More dogs and border staff to keep out pests
Twenty-four new biosecurity detector dog teams (dog and handler) graduated from their training today – the biggest ever boost to the Ministry for Primary Industries’ sniffing force for stopping dangerous pests from entering New Zealand.
“The new dog teams will give us capacity to screen all arriving international flights for biosecurity risk goods,” says Steve Gilbert, MPI Border Clearance Services Director.
“They will also ensure we can make greater use of dog teams to greet international cruise ship passengers at regional ports.

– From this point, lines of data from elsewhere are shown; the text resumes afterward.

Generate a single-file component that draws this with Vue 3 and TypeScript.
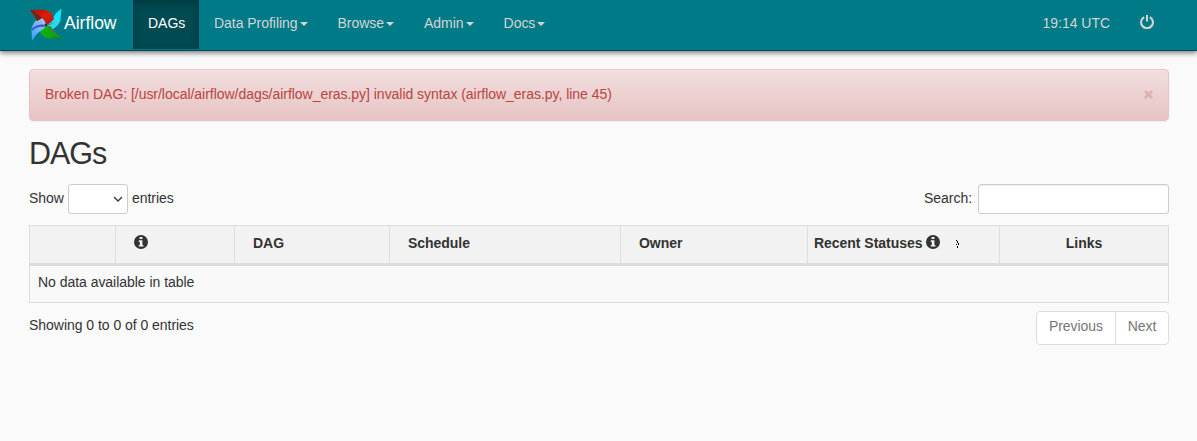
<script setup lang="ts">
interface NavItem {
  label: string
  menu: boolean
}

interface Column {
  key: string
  label: string
  info?: boolean
  cursor?: boolean
}

const navItems: NavItem[] = [
  { label: 'DAGs', menu: false },
  { label: 'Data Profiling', menu: true },
  { label: 'Browse', menu: true },
  { label: 'Admin', menu: true },
  { label: 'Docs', menu: true },
]

const columns: Column[] = [
  { key: 'toggle', label: '' },
  { key: 'info', label: '', info: true },
  { key: 'dag', label: 'DAG' },
  { key: 'schedule', label: 'Schedule' },
  { key: 'owner', label: 'Owner' },
  { key: 'recent', label: 'Recent Statuses', info: true, cursor: true },
  { key: 'links', label: 'Links' },
]
</script>

<template>
  <div class="page">
    <nav class="navbar">
      <a class="brand">
        <svg class="logo" viewBox="0 0 34 34" width="34" height="34">
          <defs>
            <linearGradient id="red" x1="0" y1="0" x2="1" y2="1">
              <stop offset="0" stop-color="#a01208" />
              <stop offset="0.5" stop-color="#dc1d0a" />
              <stop offset="1" stop-color="#b31a0b" />
            </linearGradient>
            <linearGradient id="blue" x1="0" y1="1" x2="0.700" y2="0">
              <stop offset="0" stop-color="#2fa0ff" />
              <stop offset="1" stop-color="#a3c0f4" />
            </linearGradient>
            <linearGradient id="green" x1="0" y1="0" x2="1" y2="1">
              <stop offset="0" stop-color="#11b511" />
              <stop offset="0.600" stop-color="#10a814" />
              <stop offset="1" stop-color="#067a10" />
            </linearGradient>
          </defs>
          <path d="M17 17 L24 10 Q27 4 32.500 0.500 L31.500 12 Q29 19 20 23Z" fill="#12e4fa" />
          <path d="M17 17 L31.500 12.500 Q29 19 20 23Z" fill="#35d4ea" />
          <path d="M17 17 L26 14.500 20 17Z" fill="#087f91" />
          <path d="M17 17 L21.500 19 Q26 26 34 31 L20 30.500 Q12 29 11 23 Q13 19 17 17Z" fill="url(#green)" />
          <path d="M17 17 L22 18.500 Q26 26 34 31 Q24 28 20 21Z" fill="#2e8e2a" />
          <path d="M2.500 21 Q5 11 12 9.500 Q16 11 17 17 L14.500 21 Q8 24 3 33Z" fill="url(#blue)" />
          <path d="M3 20.500 Q10 15 17 17 L14.500 19 Q8 18 3 23Z" fill="#3159cf" />
          <path d="M1 2 L15 1.500 Q23 3 25 11 Q21 16 17 17 Q17 13 13 10 L8 13 Q6 7 1 2Z" fill="url(#red)" />
          <path d="M1 2 Q9 6 13 10 L8 13 Q6 7 1 2Z" fill="#702219" />
          <circle cx="17" cy="17" r="1.300" fill="#1f3345" />
        </svg>
        <span class="brand-text">Airflow</span>
      </a>
      <ul class="nav">
        <li v-for="(item, i) in navItems" :key="item.label" class="nav-item" :class="{ active: i === 0 }">
          <span class="nav-label">{{ item.label }}</span><b v-if="item.menu" class="caret"></b>
        </li>
      </ul>
      <div class="nav-right">
        <span class="clock">19:14 UTC</span>
        <svg class="power" viewBox="0 0 14 14" width="14" height="14">
          <path d="M4.200 2.100 A5.900 5.900 0 1 0 9.800 2.100" fill="none" stroke="currentColor" stroke-width="2.100" />
          <path d="M7 0V6.600" stroke="currentColor" stroke-width="2" />
        </svg>
      </div>
    </nav>

    <main class="container">
      <div class="alert">
        <span class="alert-text">Broken DAG: [/usr/local/airflow/dags/airflow_eras.py] invalid syntax (airflow_eras.py, line 45)</span>
        <svg class="close" viewBox="0 0 9 9" width="9" height="9">
          <path d="M1 1 8 8M8 1 1 8" stroke="currentColor" stroke-width="2.600" />
        </svg>
      </div>

      <h2 class="title">DAGs</h2>

      <div class="controls">
        <div class="length">
          <span class="show">Show</span>
          <span class="select">
            <svg viewBox="0 0 10 6" width="10" height="6">
              <path d="M1 1 5 5 9 1" fill="none" stroke="#444" stroke-width="1.500" />
            </svg>
          </span>
          <span>entries</span>
        </div>
        <label class="search"><span class="search-label">Search:</span><input type="text" class="search-input" /></label>
      </div>

      <div class="table">
        <div class="row head">
          <div v-for="col in columns" :key="col.key" class="th" :class="col.key">
            <span v-if="col.label" class="th-label">{{ col.label }}</span>
            <svg v-if="col.info" class="info-icon" viewBox="0 0 14 14" width="14" height="14">
              <circle cx="7" cy="7" r="7" fill="#333" />
              <path d="M5.600 2H8.400V4H5.600ZM4.800 5.300H8.400V10H9.400V11.600H4.800V10H5.800V6.900H4.800Z" fill="#f2f2f2" />
            </svg>
            <svg v-if="col.cursor" class="spark" viewBox="0 0 3 9" width="3" height="9" shape-rendering="crispEdges">
              <path d="M0 0h1v1h-1zM1 1h1v2h-1zM2 3h1v2h-1zM0 4h1v1h-1zM1 6h1v2h-1z" fill="#000" />
            </svg>
          </div>
        </div>
        <div class="empty"><span>No data available in table</span></div>
      </div>

      <div class="footer">
        <span class="summary">Showing 0 to 0 of 0 entries</span>
        <div class="pager">
          <span class="page-btn prev">Previous</span>
          <span class="page-btn next">Next</span>
        </div>
      </div>
    </main>
  </div>
</template>

<style>
body {
  margin: 0;
  background: #fafafa;
}
</style>

<style scoped>
* {
  box-sizing: border-box;
}
.page {
  width: 1197px;
  height: 441px;
  overflow: hidden;
  background: #fafafa;
  color: #333;
  font: 14px/20px "Liberation Sans", Arial, sans-serif;
  letter-spacing: -0.035px;
}
.navbar {
  display: flex;
  height: 51px;
  padding: 0 43px 0 29px;
  background: #007a87;
  border-bottom: 1px solid #004a52;
  box-shadow: 0 2px 5px rgba(0, 0, 0, 0.5);
  color: #d4d4d4;
}
.brand {
  display: flex;
  width: 104px;
  color: #fff;
}
.logo {
  flex: none;
  margin-top: 8px;
}
.brand-text {
  margin: 13px 0 0 1px;
  font-size: 17.5px;
  line-height: 20px;
  letter-spacing: 0;
}
.nav {
  display: flex;
  height: 49px;
  margin: 0;
  padding: 0;
  list-style: none;
}
.nav-item {
  display: flex;
  padding: 13px 15px 0;
  white-space: nowrap;
}
.nav-item.active {
  width: 66px;
  background: #004a52;
  box-shadow: inset 0 3px 9px rgba(0, 0, 0, 0.25);
  color: #fff;
}
.caret {
  width: 8px;
  height: 4px;
  margin: 9px 0 0 2px;
  border-top: 4px solid currentColor;
  border-right: 4px solid transparent;
  border-left: 4px solid transparent;
}
.nav-right {
  display: flex;
  margin-left: auto;
}
.clock {
  margin: 13px 30px 0 0;
}
.power {
  margin-top: 15px;
}
.container {
  padding: 18px 28px 0 29px;
}
.alert {
  display: flex;
  justify-content: space-between;
  height: 52px;
  padding: 14px 15px 0;
  border: 1px solid #e6c3c8;
  border-radius: 4px;
  background: linear-gradient(#f2dede, #e7c3c3);
  box-shadow: inset 0 1px 0 rgba(255, 255, 255, 0.25), 0 1px 2px rgba(0, 0, 0, 0.05);
  color: #b94442;
}
.close {
  margin-top: 6px;
  color: #dcb0b0;
}
.title {
  height: 33px;
  margin: 16px 0 14px;
  font-size: 30.5px;
  font-weight: 400;
  line-height: 33px;
  letter-spacing: -1px;
}
.controls {
  display: flex;
  justify-content: space-between;
  height: 30px;
}
.length,
.search {
  display: flex;
  line-height: 28px;
}
.show {
  width: 39px;
}
.select {
  display: flex;
  align-items: center;
  justify-content: flex-end;
  width: 60px;
  height: 30px;
  margin-right: 4px;
  padding-right: 4px;
  border: 1px solid #ccc;
  border-radius: 3px;
  background: #fff;
}
.search-label {
  margin-right: 6px;
}
.search-input {
  width: 191px;
  height: 30px;
  border: 1px solid #ccc;
  border-radius: 3px;
  background: #fff;
  box-shadow: inset 0 1px 1px rgba(0, 0, 0, 0.075);
}
.table {
  margin-top: 11px;
  border: 1px solid #ddd;
}
.row {
  display: grid;
  grid-template-columns: 86px 119px 155px 231px 187px 192px 1fr;
  height: 40px;
  border-bottom: 3px solid #ddd;
  background: #f2f2f2;
  font-weight: 700;
}
.th {
  display: flex;
  padding: 7px 0 0 18px;
  border-right: 1px solid #ddd;
  white-space: nowrap;
}
.th:last-child {
  border-right: 0;
}
.th.recent {
  padding-left: 6px;
}
.th.links {
  justify-content: center;
  padding-left: 0;
}
.info-icon {
  margin-top: 2px;
}
.recent .info-icon {
  margin-left: 4px;
}
.spark {
  margin: 7px 0 0 16px;
}
.empty {
  height: 36px;
  padding: 6px 8px 0;
  background: #f9f9f9;
}
.footer {
  display: flex;
  justify-content: space-between;
  margin-top: 8px;
}
.summary {
  margin-top: 4px;
}
.pager {
  display: flex;
  height: 34px;
  border: 1px solid #ddd;
  border-radius: 4px;
  background: #fff;
  color: #777;
}
.page-btn {
  padding-top: 4px;
  text-align: center;
}
.prev {
  width: 79px;
  border-right: 1px solid #ddd;
}
.next {
  width: 52px;
}
</style>
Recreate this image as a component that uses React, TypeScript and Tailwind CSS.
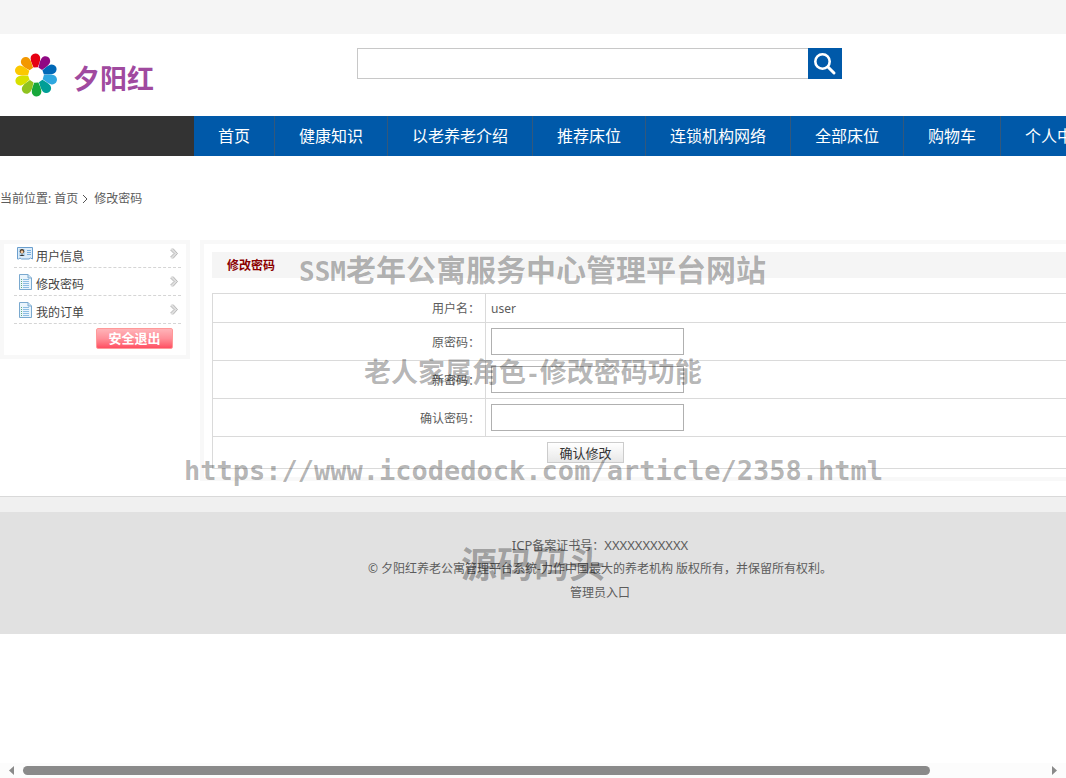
import { ReactNode } from 'react';

interface MenuItemProps {
    icon: ReactNode;
    label: string;
}

interface PasswordRowProps {
    id: string;
    label: string;
}

const navItems = ['首页', '健康知识', '以老养老介绍', '推荐床位', '连锁机构网络', '全部床位', '购物车', '个人中心'];

const petals = [
    '#e60012', '#8f0783', '#0068b7', '#2ea7e0', '#009e96',
    '#18a83b', '#8fc31f', '#d7e000', '#fcc800', '#f39800',
];

const LogoIcon = () => (
    <svg viewBox="-22 -22 44 44" className="h-11 w-11" aria-hidden="true">
        {petals.map((color, i) => (
            <path
                key={color}
                d="M-2.2 -7.6 C-2.8 -10 -4.8 -13 -4.8 -16.8 A4.8 4.8 0 0 1 4.8 -16.8 C4.8 -13 2.8 -10 2.2 -7.6 Z"
                fill={color}
                transform={`rotate(${i * 36 - 2})`}
            />
        ))}
    </svg>
);

const SearchIcon = () => (
    <svg viewBox="0 0 24 24" className="h-6 w-6" fill="none" stroke="#fff" aria-hidden="true">
        <circle cx="9.5" cy="9.5" r="7.2" strokeWidth="2.6" />
        <path d="M15 15 L21 21" strokeWidth="3" strokeLinecap="round" />
    </svg>
);

const CardIcon = () => (
    <svg viewBox="0 0 16 13" className="h-[13px] w-4" aria-hidden="true">
        <path d="M.5 .5 H15.5 V12 L13.5 11 L12 12 H4.5 L3 11 L1.5 12 H.5 Z" fill="#dcecf9" stroke="#6b9fce" />
        <rect x="2" y="2" width="6" height="7" fill="#b8d8f0" />
        <circle cx="5" cy="4.2" r="2.2" fill="#4a3520" />
        <circle cx="5" cy="5" r="1.4" fill="#f3c79a" />
        <path d="M2.5 9 Q5 6 7.5 9 Z" fill="#333" />
        <path d="M10 3.5 H14 M10 5.5 H14 M10 7.5 H14" stroke="#7aaedb" />
    </svg>
);

const PageIcon = () => (
    <svg viewBox="0 0 13 16" className="h-4 w-[13px]" aria-hidden="true">
        <path d="M.5 .5 H9 L12.5 4 V15.5 H.5 Z" fill="#e9f4fc" stroke="#7aa9cf" />
        <path d="M9 .5 V4 H12.5" fill="#cfe4f5" stroke="#7aa9cf" />
        <path d="M2 5.5 H3 M2 7.5 H3 M2 9.5 H3 M2 11.5 H3 M2 13.5 H3" stroke="#5fae7c" />
        <path d="M4 5.5 H10 M4 7.5 H10 M4 9.5 H10 M4 11.5 H10 M4 13.5 H10" stroke="#8dbde3" />
    </svg>
);

const ArrowIcon = () => (
    <svg viewBox="0 0 8 11" className="mb-1 ml-auto mr-[3px] h-[11px] w-2" aria-hidden="true">
        <path d="M1 .5 H3 L7.5 5.5 L3 10.5 H1 L.5 9 L4 5.5 L.5 2 Z" fill="#dedede" />
        <path d="M3 .5 L7.5 5.5 L3 10.5 M.5 2 L4 5.5 L.5 9" fill="none" stroke="#aaa" strokeWidth=".8" />
    </svg>
);

const MenuItem = ({ icon, label }: MenuItemProps) => (
    <li className="h-6 border-b border-dashed border-[#d5d5d5]">
        <a href="#" className="flex h-full items-center text-[#444]">
            <span className="mb-1 flex w-[22px] justify-center">{icon}</span>
            <span className="pt-0.5">{label}</span>
            <ArrowIcon />
        </a>
    </li>
);

const PasswordRow = ({ id, label }: PasswordRowProps) => (
    <tr className="h-[38px]">
        <td className="border border-[#dadada] px-[5px] pt-0.5 text-right">
            <label htmlFor={id}>{label}</label>
        </td>
        <td className="border border-[#dadada] px-[5px]">
            <input id={id} type="password" className="block h-[27px] w-[193px] border border-[#b0b0b0] bg-white px-1 outline-none" />
        </td>
    </tr>
);

const Header = () => (
    <header>
        <div className="h-[34px] bg-[#f5f5f5]" />
        <div className="flex h-[82px] items-start">
            <a href="#" className="flex w-[357px] items-center pl-3.5 pt-[19px]">
                <LogoIcon />
                <span className="pl-[15px] pt-2 text-[27px] leading-9 font-bold text-[#a04a9f]">夕阳红</span>
            </a>
            <form className="mt-3.5 flex h-[31px]">
                <input type="text" aria-label="搜索" className="w-[451px] border border-r-0 border-[#c8c8c8] px-2 outline-none" />
                <button type="button" aria-label="搜索" className="flex w-[34px] items-center justify-center bg-[#0059a9]">
                    <SearchIcon />
                </button>
            </form>
        </div>
        <nav className="flex h-10 bg-[#0059a9] text-base">
            <div className="w-[194px] bg-[#333]" />
            {navItems.map((item) => (
                <a key={item} href="#" className="border-r border-[#33587c] px-6 leading-10 text-white">
                    {item}
                </a>
            ))}
        </nav>
    </header>
);

const Sidebar = () => (
    <aside className="w-[190px] border-4 border-[#f8f8f8] pb-1.5">
        <ul className="ml-2.5 mr-[5px] flex flex-col gap-1">
            <MenuItem icon={<CardIcon />} label="用户信息" />
            <MenuItem icon={<PageIcon />} label="修改密码" />
            <MenuItem icon={<PageIcon />} label="我的订单" />
        </ul>
        <button
            type="button"
            className="ml-[92px] mt-1 block h-[21px] w-[77px] rounded-xs border border-[#f99] bg-linear-to-b from-[#ffb3b8] via-[#ff8f99] to-[#ff4d62] text-[13px] leading-[19px] font-bold text-white"
        >
            安全退出
        </button>
    </aside>
);

const PasswordForm = () => (
    <section className="flex-1 border-4 border-[#f8f8f8] p-2">
        <h1 className="h-[26px] bg-[#f5f5f5] pl-[15px] text-xs leading-7 font-bold text-[#8b0000]">修改密码</h1>
        <form className="mt-[15px]">
            <table className="w-full table-fixed border-collapse">
                <colgroup>
                    <col className="w-[28%]" />
                    <col />
                </colgroup>
                <tbody>
                    <tr className="h-[29px]">
                        <td className="border border-[#dadada] px-[5px] pt-0.5 text-right">用户名：</td>
                        <td className="border border-[#dadada] px-[5px] pt-0.5">user</td>
                    </tr>
                    <PasswordRow id="old-password" label="原密码：" />
                    <PasswordRow id="new-password" label="新密码：" />
                    <PasswordRow id="confirm-password" label="确认密码：" />
                    <tr className="h-8">
                        <td colSpan={2} className="border border-[#dadada] pl-[334px]">
                            <button
                                type="button"
                                className="block h-[21px] w-[77px] border border-[#ccc] bg-linear-to-b from-white to-[#e8e8e8] text-[13px] leading-[21px] text-[#333]"
                            >
                                确认修改
                            </button>
                        </td>
                    </tr>
                </tbody>
            </table>
        </form>
    </section>
);

const Footer = () => (
    <footer className="mt-[15px] border-t border-[#d9d9d9]">
        <div className="h-[15px] bg-[#f0f0f0]" />
        <div className="h-[122px] bg-[#e1e1e1] pt-[21px] text-center leading-6">
            <p className="h-6">
                <span className="text-[13px]">ICP</span>备案证书号：<span className="text-[13px]">XXXXXXXXXXX</span>
            </p>
            <p>© 夕阳红养老公寓管理平台系统-力作中国最大的养老机构 版权所有，并保留所有权利。</p>
            <p>
                <a href="#">管理员入口</a>
            </p>
        </div>
    </footer>
);

// Stamped text that floats above the whole page
const Watermarks = () => (
    <div className="pointer-events-none absolute inset-0 font-bold whitespace-nowrap text-black/30">
        <p className="absolute left-[299px] top-[250px] text-[30px] leading-10">
            <span className="font-['DejaVu_Sans_Mono',monospace] text-[26px]">SSM</span>老年公寓服务中心管理平台网站
        </p>
        <p className="absolute left-[364px] top-[352px] text-[27px] leading-10">
            老人家属角色<span className="font-['DejaVu_Sans_Mono',monospace] text-[23px]">-</span>修改密码功能
        </p>
        <p className="absolute left-[184px] top-[451px] font-['DejaVu_Sans_Mono',monospace] text-[27px] leading-10">
            https://www.icodedock.com/article/2358.html
        </p>
        <p className="absolute left-[461px] top-[541px] text-[36px] leading-[48px]">源码码头</p>
    </div>
);

const ScrollBar = () => (
    <div className="flex h-[15px] items-center bg-[#fcfcfc]">
        <svg viewBox="0 0 23 15" className="h-[15px] w-[23px]" fill="#8a8a8a" aria-hidden="true">
            <path d="M14 3 V12 L9 7.5 Z" />
        </svg>
        <div className="flex-1">
            <div className="h-[9px] w-8/9 rounded-full bg-[#8a8a8a]" />
        </div>
        <svg viewBox="0 0 23 15" className="h-[15px] w-[23px]" fill="#8a8a8a" aria-hidden="true">
            <path d="M9 3 V12 L14 7.5 Z" />
        </svg>
    </div>
);

export default function App() {
    return (
        <div className="relative flex h-screen flex-col overflow-hidden bg-white font-['Noto_Sans','Noto_Sans_CJK_SC',sans-serif] text-xs text-[#5c5c5c]">
            <div className="min-h-0 flex-1 overflow-hidden">
                <div className="min-w-[1200px]">
                    <Header />
                    <div className="flex h-[84px] items-center pt-0.5">
                        <span>当前位置:</span>
                        <a href="#" className="ml-[3px]">首页</a>
                        <svg viewBox="0 0 6 10" className="ml-1 mr-[6px] h-2.5 w-1.5" fill="none" stroke="#555" aria-hidden="true">
                            <path d="M1 1 L5 5 L1 9" />
                        </svg>
                        <span>修改密码</span>
                    </div>
                    <main className="flex items-start gap-2.5">
                        <Sidebar />
                        <PasswordForm />
                    </main>
                    <Footer />
                </div>
            </div>
            <ScrollBar />
            <Watermarks />
        </div>
    );
}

“This is the largest number of dog teams to graduate at the same time in the history of MPI or its predecessors – so it is a significant day.”
The dog handlers are among 57 frontline biosecurity staff who graduated at the ceremony at the Vodafone Event Centre in Manukau.
The ceremony included a demonstration of MPI’s new mobile x-ray machine for scanning hand baggage carried by cruise ship passengers visiting regional ports.
“The new staff, dogs and x-ray equipment are part of a MPI biosecurity ramp-up to cope with increasing passenger numbers and the heightened threat of fruit fly-host material arriving in New Zealand,” says Mr Gilbert.
“It’s been a big year for us on the biosecurity frontline following the government’s decision to increase biosecurity funding in its 2015 budget.
“We have employed nearly 90 new staff and have purchased six new x-ray machines for inspecting baggage, including the mobile equipment.
“There have also been moves to improve our targeting of passengers that pose the highest level of biosecurity risk.
“Although you can never totally eliminate the risk of an unwanted pest or disease entering New Zealand, we feel our border biosecurity defences are in good shape to deal with what is going to be a very busy summer.”